What you need to do:
Locate each line in the records containing "with". Copy it.

Stored dataset items:
= = =

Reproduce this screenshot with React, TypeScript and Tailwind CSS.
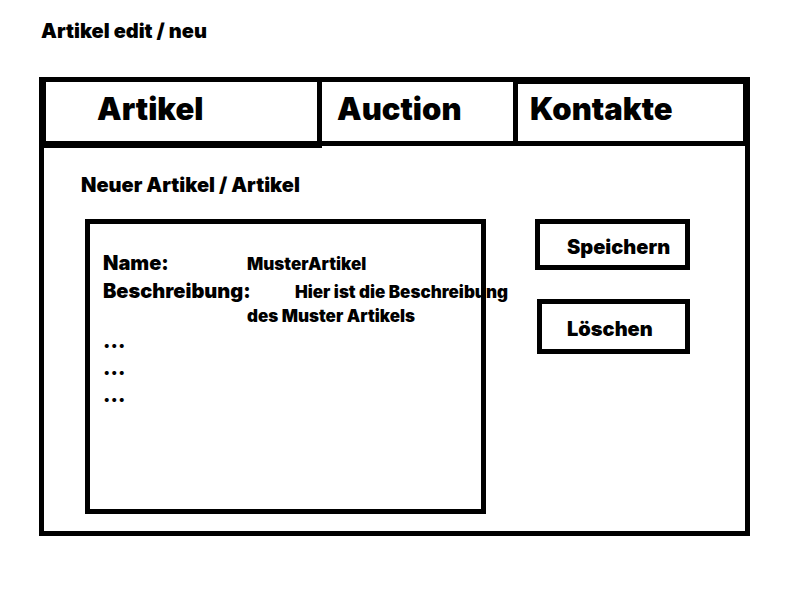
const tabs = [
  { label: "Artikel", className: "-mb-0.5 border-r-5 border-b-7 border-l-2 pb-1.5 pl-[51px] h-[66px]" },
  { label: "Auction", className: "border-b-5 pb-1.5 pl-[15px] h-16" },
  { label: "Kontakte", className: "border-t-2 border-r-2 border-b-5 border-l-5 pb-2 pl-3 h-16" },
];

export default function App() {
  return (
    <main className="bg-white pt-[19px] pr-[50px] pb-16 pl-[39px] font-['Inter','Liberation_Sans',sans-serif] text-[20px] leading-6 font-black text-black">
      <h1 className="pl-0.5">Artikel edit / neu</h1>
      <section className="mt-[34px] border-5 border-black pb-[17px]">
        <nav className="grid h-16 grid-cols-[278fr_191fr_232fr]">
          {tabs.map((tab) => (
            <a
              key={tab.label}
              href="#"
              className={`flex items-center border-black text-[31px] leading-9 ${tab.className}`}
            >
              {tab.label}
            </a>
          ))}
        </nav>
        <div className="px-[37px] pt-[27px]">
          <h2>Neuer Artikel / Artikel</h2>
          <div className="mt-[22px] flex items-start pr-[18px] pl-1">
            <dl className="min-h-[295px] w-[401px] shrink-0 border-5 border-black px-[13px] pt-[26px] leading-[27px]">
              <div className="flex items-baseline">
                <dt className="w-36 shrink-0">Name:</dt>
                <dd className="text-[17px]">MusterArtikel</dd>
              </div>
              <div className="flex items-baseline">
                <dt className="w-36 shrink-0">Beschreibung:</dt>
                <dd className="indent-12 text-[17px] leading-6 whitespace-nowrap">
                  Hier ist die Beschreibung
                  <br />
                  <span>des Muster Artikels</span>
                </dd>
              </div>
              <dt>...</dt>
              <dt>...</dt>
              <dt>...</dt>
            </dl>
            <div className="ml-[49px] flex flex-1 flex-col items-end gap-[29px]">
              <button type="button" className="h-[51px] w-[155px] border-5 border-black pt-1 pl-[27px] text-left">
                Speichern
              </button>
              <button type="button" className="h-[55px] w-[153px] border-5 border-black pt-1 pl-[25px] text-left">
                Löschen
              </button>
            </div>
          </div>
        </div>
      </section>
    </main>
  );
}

= = =

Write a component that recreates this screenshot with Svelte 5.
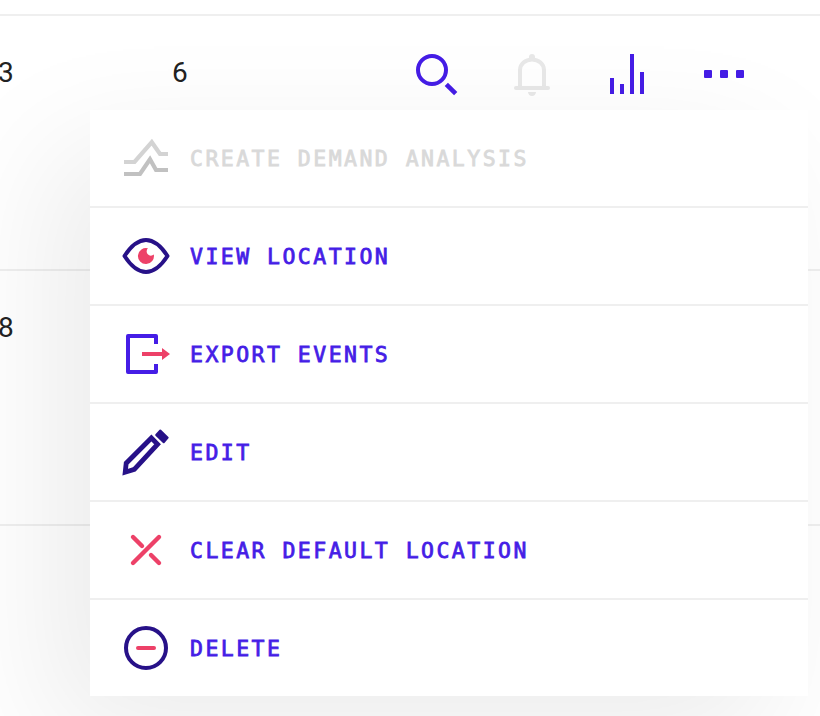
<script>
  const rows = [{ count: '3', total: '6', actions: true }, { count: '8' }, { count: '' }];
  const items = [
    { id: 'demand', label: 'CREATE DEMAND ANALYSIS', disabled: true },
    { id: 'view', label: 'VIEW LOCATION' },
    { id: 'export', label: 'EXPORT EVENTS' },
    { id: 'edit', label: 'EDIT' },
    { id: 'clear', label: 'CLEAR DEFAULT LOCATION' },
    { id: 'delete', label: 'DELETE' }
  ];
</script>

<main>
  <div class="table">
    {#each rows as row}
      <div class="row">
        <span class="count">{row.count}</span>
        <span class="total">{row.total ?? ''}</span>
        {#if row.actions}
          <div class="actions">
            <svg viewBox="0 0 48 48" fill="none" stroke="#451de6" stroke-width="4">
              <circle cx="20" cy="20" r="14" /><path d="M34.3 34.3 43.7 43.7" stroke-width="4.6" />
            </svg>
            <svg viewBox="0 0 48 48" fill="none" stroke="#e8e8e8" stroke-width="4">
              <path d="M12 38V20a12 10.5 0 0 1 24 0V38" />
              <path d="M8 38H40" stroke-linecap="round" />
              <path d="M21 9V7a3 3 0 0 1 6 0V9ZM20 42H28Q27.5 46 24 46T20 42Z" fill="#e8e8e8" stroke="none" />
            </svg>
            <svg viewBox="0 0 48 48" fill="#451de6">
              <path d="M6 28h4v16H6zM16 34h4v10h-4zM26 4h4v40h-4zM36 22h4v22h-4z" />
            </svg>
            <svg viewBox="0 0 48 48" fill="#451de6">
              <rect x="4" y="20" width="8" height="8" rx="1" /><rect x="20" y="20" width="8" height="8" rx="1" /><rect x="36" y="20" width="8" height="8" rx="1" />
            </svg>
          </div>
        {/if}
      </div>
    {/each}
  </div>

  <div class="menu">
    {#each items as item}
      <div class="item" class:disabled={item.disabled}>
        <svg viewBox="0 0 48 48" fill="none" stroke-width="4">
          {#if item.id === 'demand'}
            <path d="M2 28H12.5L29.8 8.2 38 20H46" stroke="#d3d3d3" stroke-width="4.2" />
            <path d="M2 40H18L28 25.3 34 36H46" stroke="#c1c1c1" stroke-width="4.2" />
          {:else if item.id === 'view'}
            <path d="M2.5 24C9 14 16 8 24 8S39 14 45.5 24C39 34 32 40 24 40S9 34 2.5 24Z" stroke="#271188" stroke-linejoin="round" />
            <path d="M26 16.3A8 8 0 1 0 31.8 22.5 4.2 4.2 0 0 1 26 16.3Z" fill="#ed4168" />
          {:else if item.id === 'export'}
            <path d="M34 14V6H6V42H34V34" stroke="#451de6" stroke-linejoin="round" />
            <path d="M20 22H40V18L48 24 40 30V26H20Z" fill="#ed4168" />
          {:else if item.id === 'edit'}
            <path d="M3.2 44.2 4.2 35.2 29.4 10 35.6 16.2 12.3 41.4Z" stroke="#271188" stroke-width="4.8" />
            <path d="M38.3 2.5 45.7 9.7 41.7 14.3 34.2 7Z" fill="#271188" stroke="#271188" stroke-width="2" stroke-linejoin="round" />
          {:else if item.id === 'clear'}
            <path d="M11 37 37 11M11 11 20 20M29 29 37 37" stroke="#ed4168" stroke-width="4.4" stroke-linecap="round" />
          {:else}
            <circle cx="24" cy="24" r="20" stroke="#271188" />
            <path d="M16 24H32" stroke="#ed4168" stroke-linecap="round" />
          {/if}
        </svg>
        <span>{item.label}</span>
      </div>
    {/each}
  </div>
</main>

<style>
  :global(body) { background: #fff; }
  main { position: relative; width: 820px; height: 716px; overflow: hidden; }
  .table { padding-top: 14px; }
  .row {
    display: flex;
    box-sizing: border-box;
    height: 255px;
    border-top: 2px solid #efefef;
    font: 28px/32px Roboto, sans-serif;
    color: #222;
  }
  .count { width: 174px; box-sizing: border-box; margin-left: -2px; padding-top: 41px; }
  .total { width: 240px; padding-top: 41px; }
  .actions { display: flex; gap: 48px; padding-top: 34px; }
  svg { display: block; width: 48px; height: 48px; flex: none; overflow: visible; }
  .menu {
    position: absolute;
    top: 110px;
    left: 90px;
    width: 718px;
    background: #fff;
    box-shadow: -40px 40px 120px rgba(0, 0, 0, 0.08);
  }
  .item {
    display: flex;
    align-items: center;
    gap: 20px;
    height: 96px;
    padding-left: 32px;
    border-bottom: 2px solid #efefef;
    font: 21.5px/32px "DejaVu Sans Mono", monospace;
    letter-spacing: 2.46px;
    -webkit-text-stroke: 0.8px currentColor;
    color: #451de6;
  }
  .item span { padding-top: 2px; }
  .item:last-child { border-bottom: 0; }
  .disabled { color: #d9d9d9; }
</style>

= = =

Exercise response:
Reproduce this screenshot with React, TypeScript and Tailwind CSS.
Write a component that recreates this screenshot with Svelte 5.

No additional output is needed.